The flag display appeared to violate the U.S. Flag Code, which dictates the ways in which the American flag can be properly displayed. One provision in the code says, “The flag of the United States of America should be at the center and at the highest point of the group when a number of flags of states or localities or pennants of societies are grouped and displayed from staffs.”

What was going on? Shouldn’t there be some sort of internal balance in a White House so that the president of the U.S. does not heap more praise on the attendees of a “Lesbian, Gay, Bisexual, Transgender, Queer, and Intersex Pride Month” gathering than on the Americans who stormed the beaches at Normandy? Shouldn’t there be some sort of governor who keeps the hyperbole machine from running out of control? Shouldn’t there be some sense of proportion?

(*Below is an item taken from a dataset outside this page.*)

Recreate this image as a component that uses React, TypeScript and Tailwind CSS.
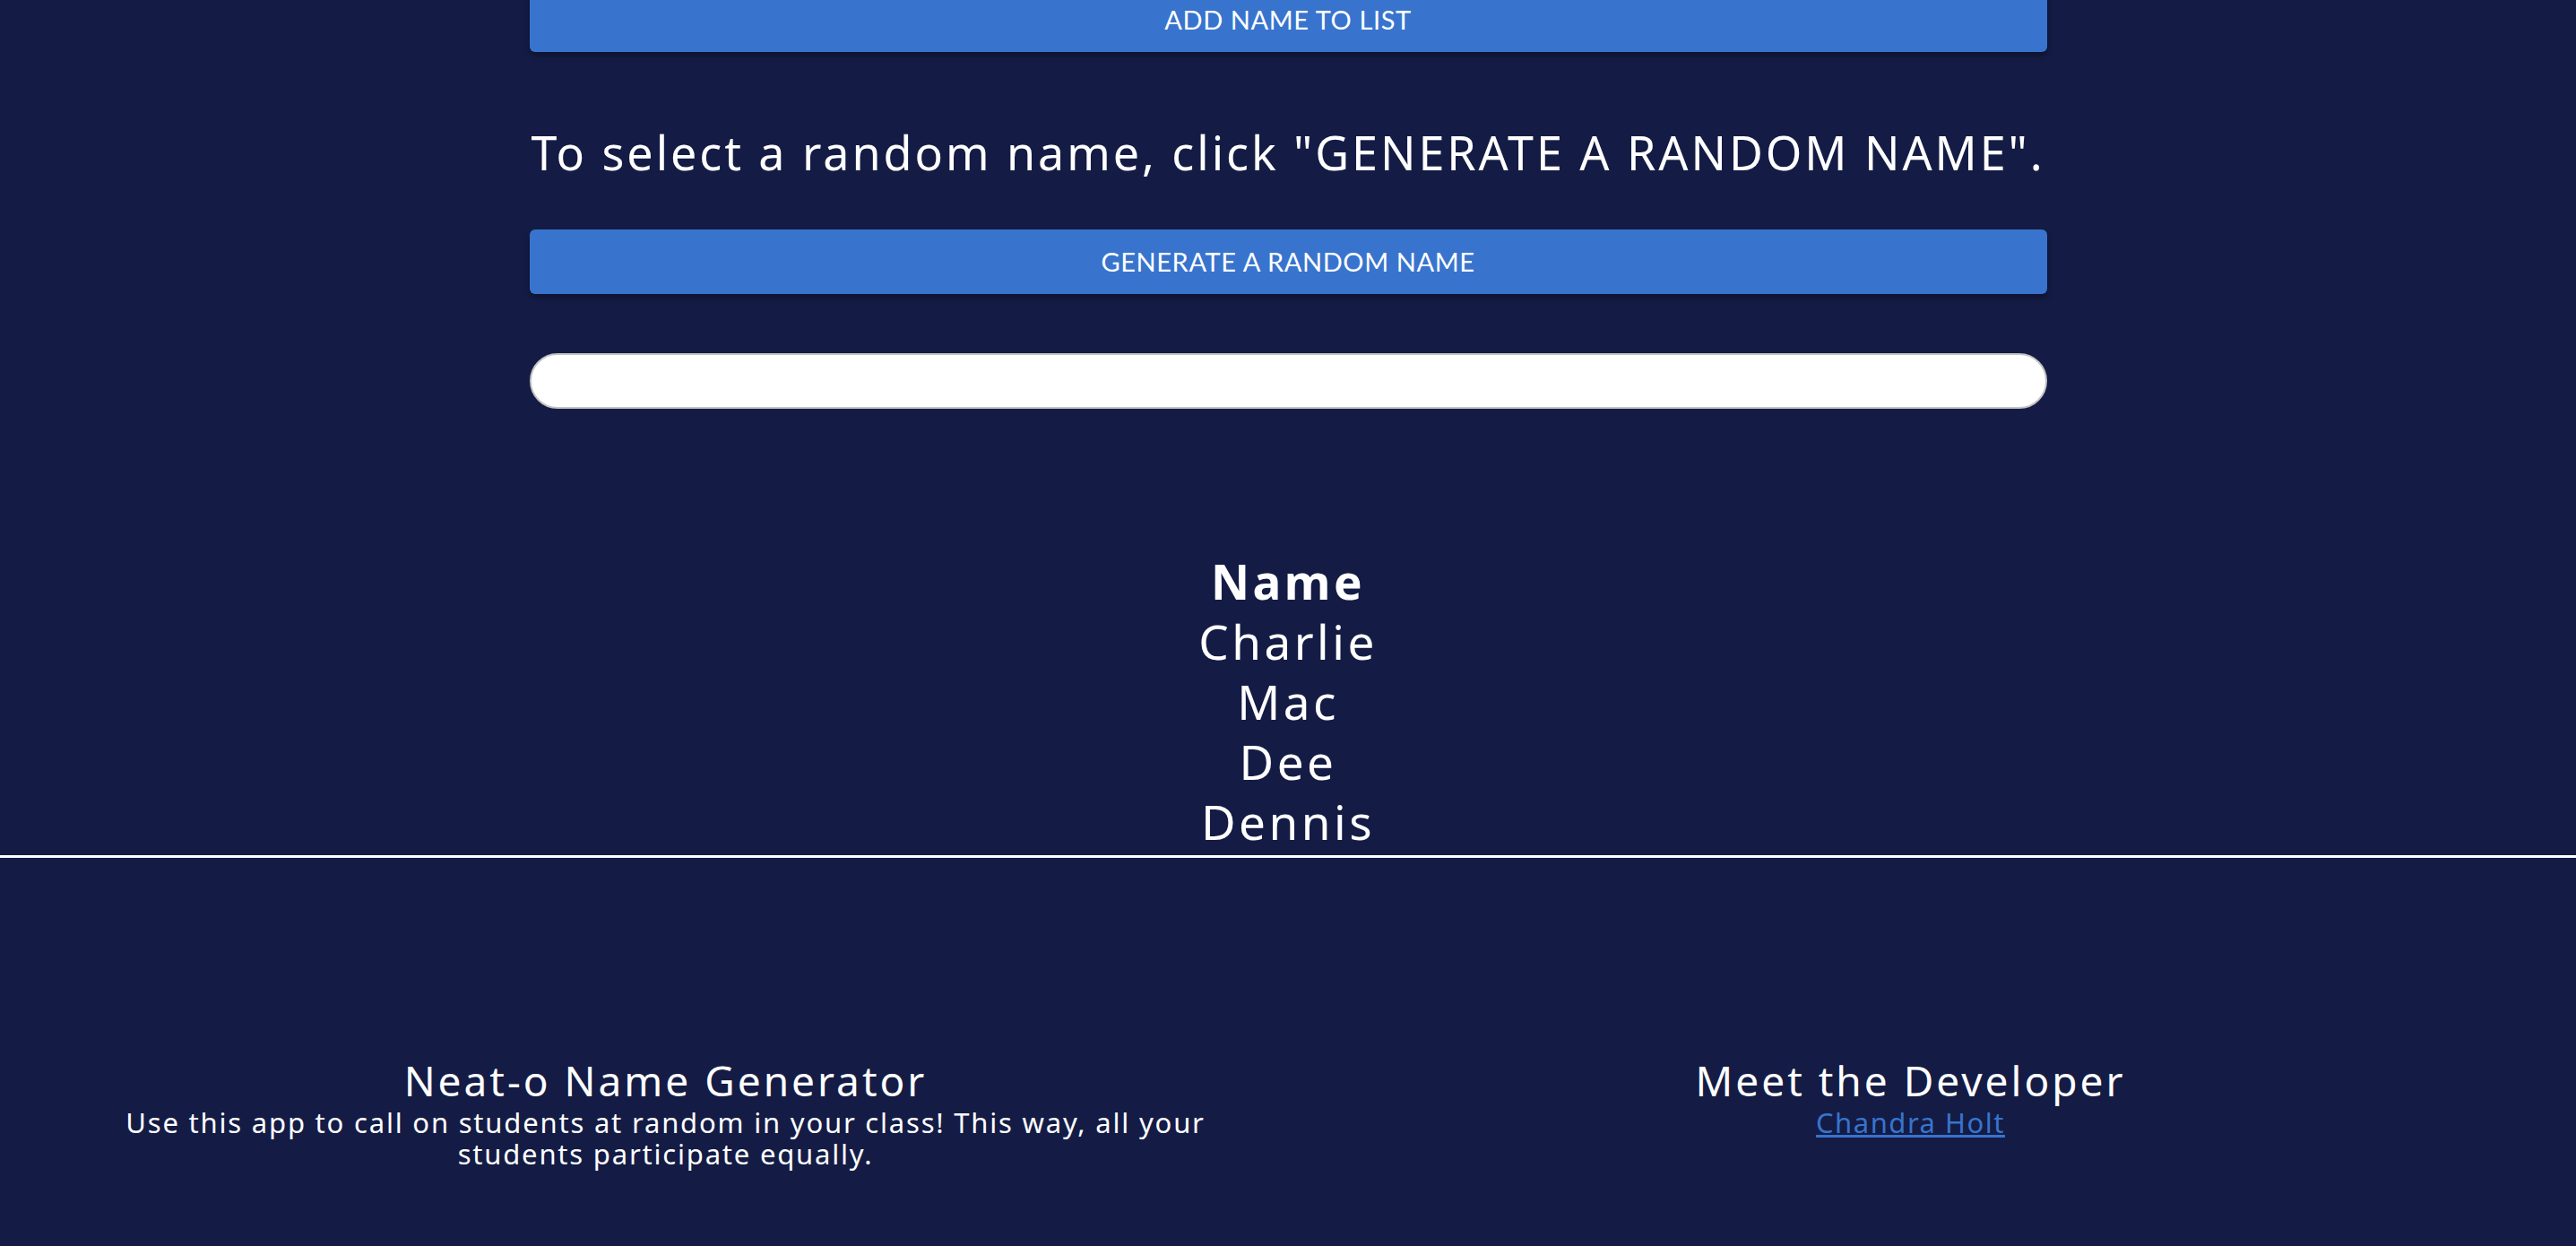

There are all sorts of courage. People show courage every day. Some do so by sticking to their beliefs even if it costs them their job or social standing. Some do it by rescuing others in dire situations. But courage in battle, done on behalf of the U.S., is something else.

Like D-Day. In 1960, the military historian S.L.A. Marshall published an account of the landing at Omaha Beach. The details of his piece, drawn from previously unheard witness accounts, portrayed a scene of more horror, and even more bravery, than had characterized earlier popular versions. Here is a small sample:

At exactly 6:36 A.M. ramps are dropped along the boat line and the men jump off in water anywhere from waist deep to higher than a man’s head. This is the signal awaited by the Germans atop the bluff. Already pounded by mortars, the floundering line is instantly swept by crossing machine-gun fires from both ends of the beach. Able Company has planned to wade ashore in three files from each boat, center file going first, then flank files peeling off to right and left. The first men out try to do it but are ripped apart before they can make five yards. Even the lightly wounded die by drowning, doomed by the waterlogging of their overloaded packs.

The incredible thing about the story is not as much the horrific attacks the first wave of men endured but that in the face of such resistance, the men kept coming and kept coming until there were thousands of Allied forces on the beach to begin the drive to Germany.

Today, there has to be a way for the White House to distinguish between that kind of bravery and the efforts of activists seeking to redefine pregnant women as “birthing persons” or bring “Drag Queen Story Hour” to schools. Making the distinction shouldn’t be hard, but it appears beyond Biden’s abilities.